This will of course guarantee that no change is possible. Because most Israeli Jews are supportive of the package of no change, though it deeply damages their interests. They support the status quo, because the idea of change – of a real democracy for all, of social justice, of just peace, of the end of the occupation and apartheid – frightens them beyond belief. Such an idea of change is always frightening to a colon. So it was in Algeria, or South Africa. So, they agree, somewhat begrudgingly, to continue the bad old ways, so the the good new ways would not threaten them.

The Democracy for Jews only is safe for now. It is in the good hands of Netanyahu and Lieberman. It is safe from change, and seemingly also safe from history. A mock election, in a mock democracy, will bring about a mock result. But the price to be paid will be real enough.

Below are some articles dealing with this odd political juncture.

MK Dov Khenin can putt from the political rough: Haaretz

The Hadash party member is an unabashed communist, a far-left radical, an outspoken anti-Zionist – and the best MK in the outgoing Knesset.

By Asher Schechter | Jan.19, 2013 | 9:35 AM

Khenin isn't so much resigned to the political fringe as he is cool with it.

Khenin isn’t so much resigned to the political fringe as he is cool with it. Photo by Tomer Appelbaum

So let’s get this out of the way first: Dov Khenin is the best!

No, seriously. It’s really tough to find something bad to say about the Hadash party Knesset member, try as you might.

Just ask his detractors. Sure, they might point out that he’s a communist, which is true. They could claim he belongs to the radical left, which he does. They could snarl that he’s anti-Zionist, and he probably wouldn’t deny it.

But then they’d have to explain why he is the No.1 legislator in the 18th Knesset, proposing no less than 529 bills in the last four years, of which 27 were approved. They would also have to ignore the awards and honors he’s received, among them the Knight of Quality Government Award from the Movement for Quality Government in Israel and the Parliamentary Excellence award from the Israeli institute for Democracy. They’d also have to admit that he is the most socially and environmentally conscious Member of Knesset there is.

And then they’d have to explain why they cooperated with him on so many bills. Khenin is such an enigma that even his most ardent enemies have a hard time demonizing him. So they just leave him alone.
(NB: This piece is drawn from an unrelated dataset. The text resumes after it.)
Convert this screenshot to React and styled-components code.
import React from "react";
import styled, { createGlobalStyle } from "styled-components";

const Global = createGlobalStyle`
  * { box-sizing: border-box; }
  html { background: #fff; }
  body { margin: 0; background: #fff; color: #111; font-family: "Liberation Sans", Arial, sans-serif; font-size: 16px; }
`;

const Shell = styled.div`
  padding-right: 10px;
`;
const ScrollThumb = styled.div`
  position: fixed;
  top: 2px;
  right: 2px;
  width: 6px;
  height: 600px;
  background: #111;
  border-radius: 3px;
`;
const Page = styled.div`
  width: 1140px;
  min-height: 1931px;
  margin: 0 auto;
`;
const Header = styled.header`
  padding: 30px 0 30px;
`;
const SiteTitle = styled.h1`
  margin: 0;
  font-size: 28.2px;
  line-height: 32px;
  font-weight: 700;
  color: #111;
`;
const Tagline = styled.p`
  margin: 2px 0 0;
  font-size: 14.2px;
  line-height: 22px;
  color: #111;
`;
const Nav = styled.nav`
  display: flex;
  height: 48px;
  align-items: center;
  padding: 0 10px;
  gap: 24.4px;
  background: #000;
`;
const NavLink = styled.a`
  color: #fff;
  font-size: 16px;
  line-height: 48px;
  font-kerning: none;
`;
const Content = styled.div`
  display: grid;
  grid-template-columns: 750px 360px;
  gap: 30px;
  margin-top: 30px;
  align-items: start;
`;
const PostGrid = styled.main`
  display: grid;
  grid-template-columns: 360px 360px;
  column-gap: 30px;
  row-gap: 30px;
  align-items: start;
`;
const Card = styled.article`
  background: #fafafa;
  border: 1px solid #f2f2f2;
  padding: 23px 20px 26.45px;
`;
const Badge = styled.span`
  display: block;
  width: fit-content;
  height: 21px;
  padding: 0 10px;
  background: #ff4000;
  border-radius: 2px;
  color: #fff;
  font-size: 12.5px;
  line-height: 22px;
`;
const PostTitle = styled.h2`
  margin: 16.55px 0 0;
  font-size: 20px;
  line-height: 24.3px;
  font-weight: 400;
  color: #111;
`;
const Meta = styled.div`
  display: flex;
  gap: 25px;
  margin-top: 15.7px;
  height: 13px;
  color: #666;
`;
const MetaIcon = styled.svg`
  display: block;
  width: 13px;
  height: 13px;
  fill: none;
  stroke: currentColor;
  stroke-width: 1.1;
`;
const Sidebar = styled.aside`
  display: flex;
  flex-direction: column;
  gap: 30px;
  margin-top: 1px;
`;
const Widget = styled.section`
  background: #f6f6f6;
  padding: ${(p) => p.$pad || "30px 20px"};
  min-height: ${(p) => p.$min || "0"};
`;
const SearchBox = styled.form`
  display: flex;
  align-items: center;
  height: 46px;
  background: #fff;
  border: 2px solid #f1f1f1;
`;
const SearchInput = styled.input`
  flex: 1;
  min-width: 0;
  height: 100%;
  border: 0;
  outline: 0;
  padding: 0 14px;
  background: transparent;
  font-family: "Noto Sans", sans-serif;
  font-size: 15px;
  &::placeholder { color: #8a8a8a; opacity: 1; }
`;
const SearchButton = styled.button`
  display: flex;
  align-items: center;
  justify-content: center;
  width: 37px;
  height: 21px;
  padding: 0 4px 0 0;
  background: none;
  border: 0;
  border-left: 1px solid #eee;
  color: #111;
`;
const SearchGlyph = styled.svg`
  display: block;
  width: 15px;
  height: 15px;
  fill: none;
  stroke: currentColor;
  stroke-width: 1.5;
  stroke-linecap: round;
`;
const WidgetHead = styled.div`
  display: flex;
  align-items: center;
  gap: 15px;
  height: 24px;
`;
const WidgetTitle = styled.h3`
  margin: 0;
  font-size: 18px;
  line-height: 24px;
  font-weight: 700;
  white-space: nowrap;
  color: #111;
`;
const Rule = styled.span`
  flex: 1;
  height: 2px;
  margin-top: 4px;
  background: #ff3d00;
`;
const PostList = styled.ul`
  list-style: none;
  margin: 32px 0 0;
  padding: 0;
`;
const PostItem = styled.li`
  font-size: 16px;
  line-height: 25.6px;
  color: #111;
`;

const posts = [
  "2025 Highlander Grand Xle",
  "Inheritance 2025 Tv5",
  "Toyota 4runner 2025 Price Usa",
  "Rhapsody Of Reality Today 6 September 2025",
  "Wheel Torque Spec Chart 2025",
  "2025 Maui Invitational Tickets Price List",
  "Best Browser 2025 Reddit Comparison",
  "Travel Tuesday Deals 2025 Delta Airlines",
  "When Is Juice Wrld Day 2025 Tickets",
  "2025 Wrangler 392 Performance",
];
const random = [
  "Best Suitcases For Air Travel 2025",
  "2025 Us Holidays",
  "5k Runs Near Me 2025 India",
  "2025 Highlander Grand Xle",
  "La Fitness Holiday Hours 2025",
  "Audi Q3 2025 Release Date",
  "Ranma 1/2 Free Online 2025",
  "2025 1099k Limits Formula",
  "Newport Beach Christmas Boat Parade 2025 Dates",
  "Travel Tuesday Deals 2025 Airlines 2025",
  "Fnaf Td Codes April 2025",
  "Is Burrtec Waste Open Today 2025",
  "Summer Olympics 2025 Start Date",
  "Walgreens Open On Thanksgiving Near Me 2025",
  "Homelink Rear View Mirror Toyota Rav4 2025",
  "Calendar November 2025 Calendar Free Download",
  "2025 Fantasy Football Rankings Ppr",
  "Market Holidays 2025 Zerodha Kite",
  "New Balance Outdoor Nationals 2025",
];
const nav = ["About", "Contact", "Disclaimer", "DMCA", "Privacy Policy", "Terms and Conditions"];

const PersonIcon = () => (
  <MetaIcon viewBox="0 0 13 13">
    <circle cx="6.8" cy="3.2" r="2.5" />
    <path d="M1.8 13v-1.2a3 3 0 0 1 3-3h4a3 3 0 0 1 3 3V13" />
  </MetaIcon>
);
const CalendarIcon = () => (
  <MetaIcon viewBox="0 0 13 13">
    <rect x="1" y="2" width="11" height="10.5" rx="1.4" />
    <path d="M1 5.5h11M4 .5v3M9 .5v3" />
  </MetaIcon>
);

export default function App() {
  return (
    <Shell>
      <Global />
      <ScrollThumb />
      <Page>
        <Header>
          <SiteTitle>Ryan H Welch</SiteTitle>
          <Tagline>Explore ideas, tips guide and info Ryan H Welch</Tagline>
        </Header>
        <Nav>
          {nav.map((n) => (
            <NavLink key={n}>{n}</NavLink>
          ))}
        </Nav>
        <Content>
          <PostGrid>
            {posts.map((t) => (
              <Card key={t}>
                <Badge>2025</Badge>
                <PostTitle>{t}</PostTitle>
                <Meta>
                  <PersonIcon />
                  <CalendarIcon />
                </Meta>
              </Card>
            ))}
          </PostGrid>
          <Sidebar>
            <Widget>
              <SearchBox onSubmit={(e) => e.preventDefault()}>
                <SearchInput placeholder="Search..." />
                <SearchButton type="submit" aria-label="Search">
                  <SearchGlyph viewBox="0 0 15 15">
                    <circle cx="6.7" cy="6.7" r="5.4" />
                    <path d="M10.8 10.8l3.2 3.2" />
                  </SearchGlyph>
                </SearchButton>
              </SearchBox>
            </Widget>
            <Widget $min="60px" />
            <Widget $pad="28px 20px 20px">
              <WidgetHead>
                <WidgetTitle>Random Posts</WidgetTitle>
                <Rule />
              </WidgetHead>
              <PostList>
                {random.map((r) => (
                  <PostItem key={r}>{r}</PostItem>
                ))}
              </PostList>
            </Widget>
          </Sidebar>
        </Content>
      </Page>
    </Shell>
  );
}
The point is you can say what you want about Khenin, but you can’t deny he’s probably the most committed, hard-working MK in Israel in recent memory. That’s why unlike his peers, such as Balad’s Hanin Zuabi, Meretz’s Zehava Gal-On or even Labor’s Shelly Yacimovich – it’s hard for the right wing to attack him.

Yes, he is unashamedly communist. He supports nationalizing the banks, the profits from the Tamar and Leviathan deep-water gas prospects and the mineral wealth of the Dead Sea. What of it?

Khenin is so open about his communistic world view that it’s hard to accuse him of being covert. And he speaks just as much about social and environmental issues as he does about the Israeli-Palestinian conflict, if not more, so it is hard to stamp him with the “leftist” label that in Israel dooms you to the fringes of society.

Khenin is already in the fringiest fringe anyway. And he is destined to stay there. And he knows it. And that’s fine. He has learned to make the best of it. In July 2012, Kadima MK (and Hatnuah party candidate) Meir Sheetrit said in a televised interview: “Dov Khenin comes from a small party, but his influence is far greater than all of Kadima.”

Kadima, with 28 seats, was the biggest party within the 18th Knesset. Hadash, with three seats, was one of the smallest.

‘I think I can, I think I can’

It’s not so much that Khenin seems resigned to his marginal status, as that he seems cool with it.

A lot of politicians in Israel would despair of being stuck in third place on the list of a small far-left Arab-Jewish party that has never exceeded three seats in the Knesset and probably won’t this time either (according to recent polls). Many would give up. Many did. But like The Little Engine That Could, Khenin is always forging ahead. It is easy to imagine him telling himself in moments of self-doubt: “I think I can, I think I can.”

The tenacity with which Khenin, married with three children, has engaged the margins of the political debate, and his ability to make lemonade out of some really tart lemons, can be explained by his background. He was born into the political fringes in 1958, his father being David Khenin, a leader of Maki, the Israeli communist party. Khenin is a member of the Maki central committee himself.

His mother, also a communist activist, was a preschool teacher. Young Dov developed a keen interest in politics from an early age, earning his first stripes in Banki, Maki’s communist youth movement, and other left wing youth organizations. Being a communist in Israel, even in socialist Israel, was akin to being a social pariah. In some circles, it still is. Yet he hung on, and stuck to the family tradition. When it came time for him to enter the Israel Defense Forces, he did, but he refused to serve in the Occupied Territories, foreshadowing a lifelong support for conscientious objectors. “I have never tried to hide any detail of my past. I am at peace with everything I’ve ever done,” he told the right-wing newspaper Makor Rishon in 2006.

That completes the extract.